Psicologia da Libertação no Brasil: esperança para aqueles que resistem

Hoje, 16 de novembro, nosso blog comemora o triste e injusto desaparecimento de Ignacio Martín-Baró: sua vida e sua morte fazem parte da história da psicologia latino-americana.

Por Raquel Guzzo – PUC, Campinas

Desde 1962, quando foi instituída como uma profissão, a Psicologia no Brasil foi se desenvolvendo exponencialmente, passando por vários contextos políticos e sociais. Depois de 58 anos no país, temos hoje 858 cursos de formação em nível de graduação; 100 programas de formação em pós-graduação, mestrado e doutorado, demonstrando que a profissão e a pesquisa em Psicologia estão consolidadas no Brasil. No entanto, o perfil de formação tem sido, profundamente, marcado por uma forte influencia de países do hemisfério norte, especialmente Europa e Estados Unidos, sem respostas às situações políticas e sociais de desigualdade e exploração que se agravam a cada dia.  A formação em Psicologia é, predominantemente, fundamentada em uma prática clínica orientada por modelos teóricos conservadores que não contribuem para a superação dos problemas presentes em na realidade brasileira. Assim, a Psicologia revela seu compromisso com a classe dominante, sem o compromisso com a maioria da população que vive em um cotidiano de opressão, exploração e violência.   

No contexto da pandemia, vivemos um conjunto de outras crises, como a econômica e climática, as quais impõem à Psicologia uma resposta consistente de como as pessoas podem enfrentar essas ameaças e, principalmente, como podem afetar a história da humanidade pela indignação, resistência e reação contra a normalização de condições adversas, perversas e criminosas. Como a Psicologia pode dar um salto qualitativo com escolhas radicais que, efetivamente, mudem as condições de vida e promovam a liberdade. Somos escravos desse sistema econômico e social que estimula o lucro a todo custo, a produção indiscriminada, a concentração de renda e a competitividade, ou seja, o sistema capitalista. É preciso uma Psicologia que tenha como horizonte ético e político o fortalecimento das pessoas e grupos para as necessárias mudanças sociais, que enfrente o crescimento do fascismo e autoritarismo no Brasil atual.  Mas, desde que foi instituída no Brasil, a Psicologia seguiu um caminho próprio de uma ciência e profissão colonizada, traduzindo conteúdos e práticas de países do hemisfério norte.

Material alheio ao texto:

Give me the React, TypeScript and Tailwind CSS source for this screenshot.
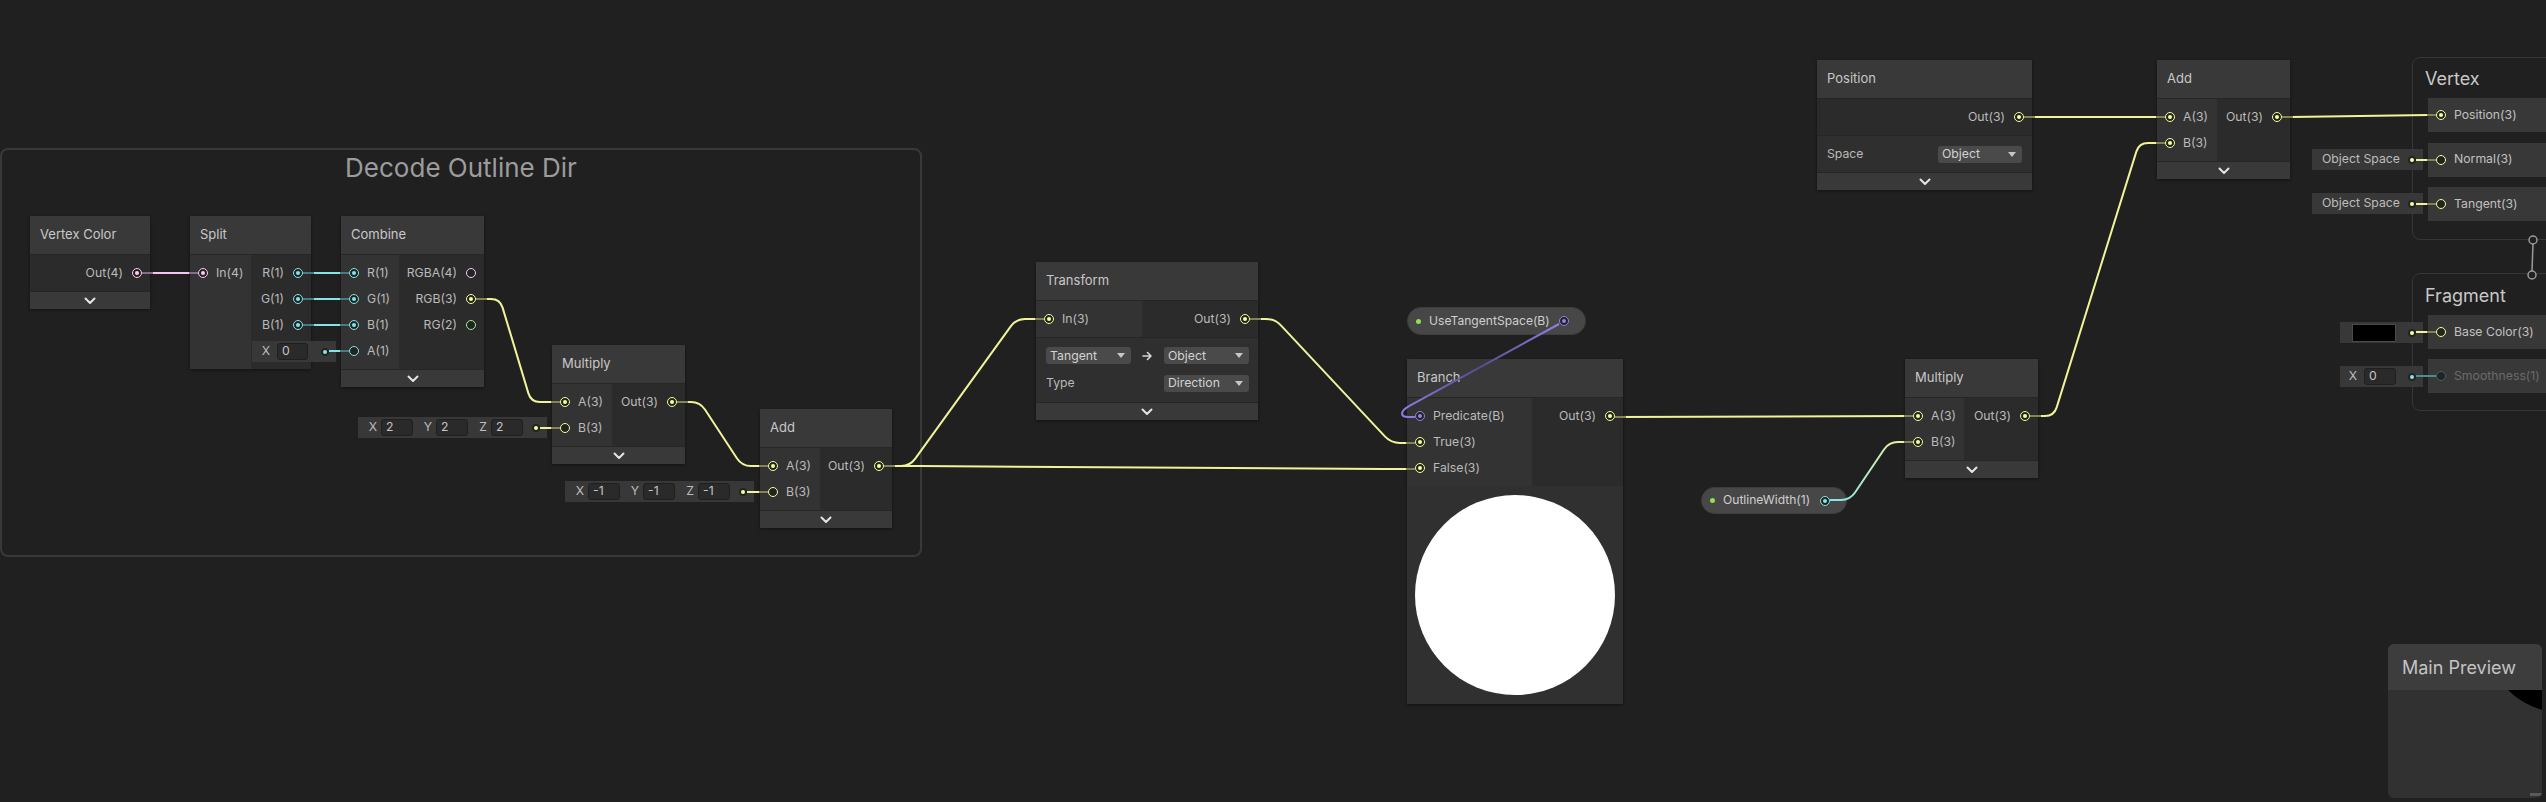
import React from 'react';

type PT = 'v1' | 'v2' | 'v3' | 'v4' | 'b' | 'off';

const RING: Record<PT, string> = {
  v1: 'border-[#84e4e7]',
  v2: 'border-[#9aef92]',
  v3: 'border-[#f6ff9a]',
  v4: 'border-[#fbcbf4]',
  b: 'border-[#9481e6]',
  off: 'border-[#3f6466]',
};

const DOT: Record<PT, string> = {
  v1: 'bg-[#84e4e7]',
  v2: 'bg-[#9aef92]',
  v3: 'bg-[#f6ff9a]',
  v4: 'bg-[#fbcbf4]',
  b: 'bg-[#9481e6]',
  off: 'bg-[#3f6466]',
};

interface PortDef {
  label: string;
  t: PT;
  on?: boolean;
}

const Ring = ({ t, on }: { t: PT; on?: boolean }) => (
  <span className={`flex h-[10px] w-[10px] shrink-0 items-center justify-center rounded-full border-[1.5px] bg-[#232323] ${RING[t]}`}>
    {on && <span className={`h-[4px] w-[4px] rounded-full ${DOT[t]}`} />}
  </span>
);

const Chevron = () => (
  <svg width="12" height="8" viewBox="0 0 12 8">
    <path d="M1.5 1.5 6 6 10.5 1.5" fill="none" stroke="#e4e4e4" strokeWidth="2" strokeLinecap="round" strokeLinejoin="round" />
  </svg>
);

const Drop = ({ label, w }: { label: string; w: string }) => (
  <div className={`flex h-[17px] items-center justify-between rounded-[3px] bg-[#4a4a4a] pl-[4px] pr-[6px] text-[#d2d2d2] ${w}`}>
    <span>{label}</span>
    <span className="h-0 w-0 border-x-[4px] border-t-[5px] border-x-transparent border-t-[#c6c6c6]" />
  </div>
);

interface NodeProps {
  pos: string;
  title: string;
  inCol?: string;
  ins?: PortDef[];
  outs?: PortDef[];
  chevron?: boolean;
  children?: React.ReactNode;
}

const Node: React.FC<NodeProps> = ({ pos, title, inCol, ins, outs, chevron = true, children }) => (
  <div className={`absolute flex flex-col text-[12.25px] text-[#bababa] shadow-[0_1px_3px_rgba(0,0,0,0.45)] ${pos}`}>
    <div className="flex h-[39px] shrink-0 items-center border-b border-[#262626] bg-[#393939] px-[10px] text-[13px] text-[#c8c8c8]">
      {title}
    </div>
    <div className="flex">
      {ins && (
        <div className={`flex flex-col bg-[#333333] py-[5px] ${inCol}`}>
          {ins.map((p) => (
            <div key={p.label} className="flex h-[26px] items-center gap-[8px] pl-[8px]">
              <Ring t={p.t} on={p.on} />
              <span>{p.label}</span>
            </div>
          ))}
        </div>
      )}
      <div className="flex flex-1 flex-col bg-[#2b2b2b] py-[5px]">
        {outs?.map((p, i) => (
          <div key={i} className="flex h-[26px] items-center justify-end gap-[9px] pr-[8px]">
            {p.label && <span>{p.label}</span>}
            <Ring t={p.t} on={p.on} />
          </div>
        ))}
      </div>
    </div>
    {children}
    {chevron && (
      <div className="flex h-[18px] items-center justify-center border-t border-[#262626] bg-[#393939]">
        <Chevron />
      </div>
    )}
  </div>
);

const Field = ({ v, w = 'w-[32px]' }: { v: string; w?: string }) => (
  <span className={`flex h-[17px] items-center rounded-[3px] border border-[#1f1f1f] bg-[#2a2a2a] pl-[4px] text-[#c4c4c4] ${w}`}>{v}</span>
);

const Inline = ({ pos, t, children }: { pos: string; t: PT; children: React.ReactNode }) => (
  <div className={`absolute flex h-[21px] items-center bg-[#383838] text-[12.25px] text-[#bdbdbd] ${pos}`}>
    {children}
    <span className="ml-auto mr-[7px] flex h-[8px] w-[8px] items-center justify-center rounded-full bg-[#242424]">
      <span className={`h-[4px] w-[4px] rounded-full ${DOT[t]}`} />
    </span>
  </div>
);

const Vec = ({ v }: { v: string }) => (
  <div className="flex items-center gap-[9px] pl-[9px]">
    {['X', 'Y', 'Z'].map((a) => (
      <div key={a} className="flex items-center gap-[2px]">
        <span className="w-[12px] text-center">{a}</span>
        <Field v={v} />
      </div>
    ))}
  </div>
);

const Pill = ({ pos, label, t }: { pos: string; label: string; t: PT }) => (
  <div className={`absolute flex items-center rounded-full border border-[#3d3d3d] bg-[#474747] pl-[8px] text-[12.1px] text-[#cfcfcf] ${pos}`}>
    <span className="h-[5px] w-[5px] shrink-0 rounded-full bg-[#8fe055]" />
    <span className="ml-[8px] whitespace-nowrap">{label}</span>
    <span className="ml-auto mr-[16px]">
      <Ring t={t} on />
    </span>
  </div>
);

const BlockRow = ({ label, t, on, dim }: { label: string; t: PT; on?: boolean; dim?: boolean }) => (
  <div className="flex h-[34px] items-center gap-[8px] bg-[#383838] pl-[8px] text-[12.25px]">
    <Ring t={t} on={on} />
    <span className={dim ? 'text-[#6a6a6a]' : 'text-[#c0c0c0]'}>{label}</span>
  </div>
);

type Pt = [number, number];

// straight segments with softened corners, like the graph view draws edges
const route = (pts: Pt[], r = 9) => {
  let d = `M ${pts[0][0]} ${pts[0][1]}`;
  for (let i = 1; i < pts.length - 1; i++) {
    const [px, py] = pts[i - 1];
    const [cx, cy] = pts[i];
    const [nx, ny] = pts[i + 1];
    const l1 = Math.hypot(cx - px, cy - py);
    const l2 = Math.hypot(nx - cx, ny - cy);
    const a = Math.min(r, l1 / 2);
    const b = Math.min(r, l2 / 2);
    d += ` L ${cx - ((cx - px) / l1) * a} ${cy - ((cy - py) / l1) * a}`;
    d += ` Q ${cx} ${cy} ${cx + ((nx - cx) / l2) * b} ${cy + ((ny - cy) / l2) * b}`;
  }
  const last = pts[pts.length - 1];
  return d + ` L ${last[0]} ${last[1]}`;
};

const YEL = '#f1f39a';
const CYAN = '#84e4e7';
const PINK = '#f7c4f0';

const wires: { pts: Pt[]; c: string }[] = [
  { pts: [[142, 273], [198, 273]], c: PINK },
  { pts: [[303, 273], [349, 273]], c: CYAN },
  { pts: [[303, 299], [349, 299]], c: CYAN },
  { pts: [[303, 325], [349, 325]], c: CYAN },
  { pts: [[329, 351], [349, 351]], c: CYAN },
  { pts: [[476, 299], [500, 299], [531, 402], [560, 402]], c: YEL },
  { pts: [[540, 428], [560, 428]], c: YEL },
  { pts: [[677, 402], [700, 402], [742, 466], [768, 466]], c: YEL },
  { pts: [[747, 492], [768, 492]], c: YEL },
  { pts: [[884, 466], [910, 466], [1016, 319], [1044, 319]], c: YEL },
  { pts: [[884, 466], [910, 466], [1392, 469], [1415, 469]], c: YEL },
  { pts: [[1250, 319], [1275, 319], [1391, 443], [1415, 443]], c: YEL },
  { pts: [[1615, 417], [1913, 416]], c: YEL },
  { pts: [[1830, 500], [1850, 500], [1889, 442], [1913, 442]], c: 'url(#ow)' },
  { pts: [[2030, 416], [2054, 416], [2139, 143], [2165, 143]], c: YEL },
  { pts: [[2024, 117], [2165, 117]], c: YEL },
  { pts: [[2282, 117], [2300, 117], [2420, 115], [2436, 115]], c: YEL },
  { pts: [[2416, 160], [2436, 160]], c: YEL },
  { pts: [[2416, 204], [2436, 204]], c: YEL },
  { pts: [[2416, 332], [2436, 332]], c: YEL },
  { pts: [[2416, 376], [2436, 376]], c: '#4d8b8e' },
  { pts: [[1559, 324], [1402, 410], [1402, 417], [1415, 417]], c: 'url(#pu)' },
];

const outStubs: Pt[] = [
  [137, 273], [298, 273], [298, 299], [298, 325], [471, 299], [672, 402], [879, 466],
  [1245, 319], [1610, 417], [2025, 416], [2019, 117], [2277, 117],
];
const inStubs: Pt[] = [
  [203, 273], [354, 273], [354, 299], [354, 325], [354, 351], [565, 402], [565, 428],
  [773, 466], [773, 492], [1049, 319], [1420, 443], [1420, 469], [1918, 416], [1918, 442],
  [2170, 117], [2170, 143], [2441, 115], [2441, 160], [2441, 204], [2441, 332],
];

const v3 = (label: string, on = true): PortDef => ({ label, t: 'v3', on });

export default function App() {
  return (
    <div className="relative h-[802px] w-[2546px] overflow-hidden bg-[#202020] font-['Inter','Liberation_Sans',sans-serif]">
      {/* group frame */}
      <div className="absolute left-0 top-[148px] h-[409px] w-[922px] rounded-[8px] border-2 border-[#393939]">
        <div className="pt-[2px] text-center text-[26px] leading-[32px] text-[#9c9c9c]">Decode Outline Dir</div>
      </div>

      <Node pos="left-[30px] top-[216px] w-[120px]" title="Vertex Color" outs={[{ label: 'Out(4)', t: 'v4', on: true }]} />
      <Node
        pos="left-[190px] top-[216px] w-[121px]"
        title="Split"
        inCol="w-[61px]"
        chevron={false}
        ins={[{ label: 'In(4)', t: 'v4', on: true }]}
        outs={[
          { label: 'R(1)', t: 'v1', on: true },
          { label: 'G(1)', t: 'v1', on: true },
          { label: 'B(1)', t: 'v1', on: true },
          { label: '', t: 'v1' },
        ]}
      />
      <Node
        pos="left-[341px] top-[216px] w-[143px]"
        title="Combine"
        inCol="w-[58px]"
        ins={[
          { label: 'R(1)', t: 'v1', on: true },
          { label: 'G(1)', t: 'v1', on: true },
          { label: 'B(1)', t: 'v1', on: true },
          { label: 'A(1)', t: 'v1' },
        ]}
        outs={[
          { label: 'RGBA(4)', t: 'v4' },
          { label: 'RGB(3)', t: 'v3', on: true },
          { label: 'RG(2)', t: 'v2' },
        ]}
      />
      <Node pos="left-[552px] top-[345px] w-[133px]" title="Multiply" inCol="w-[60px]" ins={[v3('A(3)'), v3('B(3)', false)]} outs={[v3('Out(3)')]} />
      <Node pos="left-[760px] top-[409px] w-[132px]" title="Add" inCol="w-[60px]" ins={[v3('A(3)'), v3('B(3)', false)]} outs={[v3('Out(3)')]} />

      <Inline pos="left-[252px] top-[341px] w-[84px]" t="v1">
        <div className="flex items-center gap-[5px] pl-[8px]">
          <span className="w-[12px] text-center">X</span>
          <Field v="0" w="w-[31px]" />
        </div>
      </Inline>
      <Inline pos="left-[358px] top-[417px] w-[189px]" t="v3">
        <Vec v="2" />
      </Inline>
      <Inline pos="left-[565px] top-[481px] w-[189px]" t="v3">
        <Vec v="-1" />
      </Inline>

      <Node pos="left-[1036px] top-[262px] w-[222px]" title="Transform" inCol="w-[106px]" ins={[v3('In(3)')]} outs={[v3('Out(3)')]}>
        <div className="flex h-[65px] flex-col justify-center gap-[10px] border-t border-[#262626] bg-[#2f2f2f] pl-[10px] pr-[9px]">
          <div className="flex items-center justify-between">
            <Drop label="Tangent" w="w-[85px]" />
            <svg width="11" height="10" viewBox="0 0 11 10">
              <path d="M1 5h8M5.5 1.5 9 5 5.5 8.5" fill="none" stroke="#d6d6d6" strokeWidth="1.6" strokeLinecap="round" strokeLinejoin="round" />
            </svg>
            <Drop label="Object" w="w-[85px]" />
          </div>
          <div className="flex items-center justify-between">
            <span>Type</span>
            <Drop label="Direction" w="w-[85px]" />
          </div>
        </div>
      </Node>

      <Pill pos="left-[1407px] top-[307px] h-[28px] w-[179px]" label="UseTangentSpace(B)" t="b" />

      <Node
        pos="left-[1407px] top-[359px] w-[216px]"
        title="Branch"
        inCol="w-[125px]"
        chevron={false}
        ins={[{ label: 'Predicate(B)', t: 'b', on: true }, v3('True(3)'), v3('False(3)')]}
        outs={[v3('Out(3)')]}
      >
        <div className="flex h-[218px] items-center justify-center bg-[#303030]">
          <div className="h-[200px] w-[200px] rounded-full bg-white" />
        </div>
      </Node>

      <Pill pos="left-[1701px] top-[487px] h-[27px] w-[146px]" label="OutlineWidth(1)" t="v1" />
      <Node pos="left-[1905px] top-[359px] w-[133px]" title="Multiply" inCol="w-[59px]" ins={[v3('A(3)'), v3('B(3)')]} outs={[v3('Out(3)')]} />

      <Node pos="left-[1817px] top-[60px] w-[215px]" title="Position" outs={[v3('Out(3)')]}>
        <div className="flex h-[37px] items-center justify-between border-t border-[#262626] bg-[#2f2f2f] px-[10px]">
          <span>Space</span>
          <Drop label="Object" w="w-[84px]" />
        </div>
      </Node>
      <Node pos="left-[2157px] top-[60px] w-[133px]" title="Add" inCol="w-[60px]" ins={[v3('A(3)'), v3('B(3)')]} outs={[v3('Out(3)')]} />

      {/* master stack */}
      <div className="absolute left-[2412px] top-[57px] flex h-[183px] w-[220px] flex-col rounded-[8px] border border-[#363636] pt-[9px]">
        <div className="h-[24px] pl-[12px] text-[18px] leading-[24px] text-[#c8c8c8]">Vertex</div>
        <div className="mt-[7px] flex flex-col gap-[10.5px] pl-[15px]">
          <BlockRow label="Position(3)" t="v3" on />
          <BlockRow label="Normal(3)" t="v3" />
          <BlockRow label="Tangent(3)" t="v3" />
        </div>
      </div>
      <div className="absolute left-[2412px] top-[273px] flex h-[138px] w-[220px] flex-col rounded-[8px] border border-[#363636] pt-[10px]">
        <div className="h-[24px] pl-[12px] text-[18px] leading-[24px] text-[#c8c8c8]">Fragment</div>
        <div className="mt-[7px] flex flex-col gap-[10px] pl-[15px]">
          <BlockRow label="Base Color(3)" t="v3" />
          <BlockRow label="Smoothness(1)" t="off" dim />
        </div>
      </div>

      <Inline pos="left-[2312px] top-[149px] w-[111px]" t="v3">
        <span className="pl-[10px]">Object Space</span>
      </Inline>
      <Inline pos="left-[2312px] top-[193px] w-[111px]" t="v3">
        <span className="pl-[10px]">Object Space</span>
      </Inline>
      <Inline pos="left-[2340px] top-[322px] w-[83px]" t="v3">
        <span className="ml-[12px] h-[18px] w-[44px] border border-[#4a4a4a] bg-black" />
      </Inline>
      <Inline pos="left-[2340px] top-[366px] w-[83px]" t="v1">
        <div className="flex items-center gap-[5px] pl-[7px]">
          <span className="w-[12px] text-center">X</span>
          <Field v="0" />
        </div>
      </Inline>

      {/* main preview */}
      <div className="absolute left-[2388px] top-[644px] flex h-[154px] w-[154px] flex-col overflow-hidden rounded-[6px] bg-[#313131]">
        <div className="flex h-[46px] shrink-0 items-center bg-[#3d3d3d] pl-[14px] text-[18px] text-[#c4c4c4]">Main Preview</div>
        <div className="relative flex-1 overflow-hidden">
          <div className="absolute left-[100px] top-[-122px] h-[144px] w-[144px] rounded-full bg-black" />
          <div className="absolute bottom-[2px] right-0 h-[3px] w-[12px] bg-[#5a5a5a]" />
        </div>
      </div>

      <svg className="pointer-events-none absolute left-0 top-0" width="2546" height="802">
        <defs>
          <linearGradient id="ow" gradientUnits="userSpaceOnUse" x1="1830" y1="500" x2="1913" y2="442">
            <stop offset="0" stopColor="#84e4e7" />
            <stop offset="1" stopColor="#f1f39a" />
          </linearGradient>
          <linearGradient id="pu" gradientUnits="userSpaceOnUse" x1="1559" y1="324" x2="1402" y2="417">
            <stop offset="0" stopColor="#8f80ea" />
            <stop offset="0.5" stopColor="#554c8f" />
            <stop offset="1" stopColor="#8f80ea" />
          </linearGradient>
        </defs>
        {wires.map((w, i) => (
          <path key={i} d={route(w.pts)} fill="none" stroke={w.c} strokeWidth="2" strokeLinejoin="round" />
        ))}
        {outStubs.map(([x, y], i) => (
          <line key={`o${i}`} x1={x + 5} y1={y} x2={x + 16} y2={y} stroke="#000" strokeOpacity="0.45" strokeWidth="2.2" />
        ))}
        {inStubs.map(([x, y], i) => (
          <line key={`i${i}`} x1={x - 14} y1={y} x2={x - 5} y2={y} stroke="#000" strokeOpacity="0.45" strokeWidth="2.2" />
        ))}
        <line x1="2533" y1="244" x2="2532" y2="271" stroke="#9a9a9a" strokeWidth="1.5" />
        <circle cx="2533" cy="240" r="4" fill="#202020" stroke="#9a9a9a" strokeWidth="1.5" />
        <circle cx="2532" cy="275" r="4" fill="#202020" stroke="#9a9a9a" strokeWidth="1.5" />
      </svg>
    </div>
  );
}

A Psicologia da Libertação, tal como cunhada por Ignácio Martín-Baró em 1996, significou um modo distinto de praticar a Psicologia em contextos de opressão.  Burton e Guzzo (2020) apresentam a origem do termo, dez anos antes, na Espanha por psicólogos argentinos que pensaram em um projeto de uma psicologia mais próxima do modelo marxista, inspirada nas reflexões de Lucian Sève (1978). No entanto, foi com Martín-Baró que a Psicologia da Libertação foi apresentada com substrato teórico e prático para oferecer resposta ao movimento latino americano, especialmente em momento de guerras civis e ditaduras instaladas em países como Brasil e El Salvador.  A Psicologia da Libertação se fundou pela influência da Teologia da Libertação, da Pedagogia Popular e Critica, dos Movimentos Sociais, pela descolonização do pensamento e bastante impregnada pelo conceito da práxis. Pode-se afirmar que essa proposta nasce de um momento de reação às violências políticas da época e como uma proposta de resistência frente à dominação imperialista e a subalternidade social e científica da psicologia latino-americana. Fortalecer para resistir e enfrentar foram, basicamente, as premissas da Psicologia da Libertação, tanto para a formação profissional quanto para o exercício prático da profissão em diferentes campos de atuação. 

A Psicologia da Libertação parte de uma realidade concreta em que a repressão, a opressão e a violência aparecem como resultado das políticas neoliberais, analisando as consequências dos conflitos sociais para as pessoas e grupos sociais. Por essa razão, a Psicologia de Inácio Martín-Baró serve como amalgama para o fortalecimento contra as expressões mais contundentes de um regime político que desconsidera os movimentos sociais, as diversas formas de participação democrática, e que implanta as ditaduras, a repressão, a tortura, a perseguição política como uma mão poderosa do estado sobre a população. Sendo forjada e em um contexto revolucionário de grandes contrastes sociais, a psicologia de Martín-Baró é um movimento de esperança para a emancipação de uma classe social que se opõe ao domínio de outras tentando mudar a história de décadas de colonização.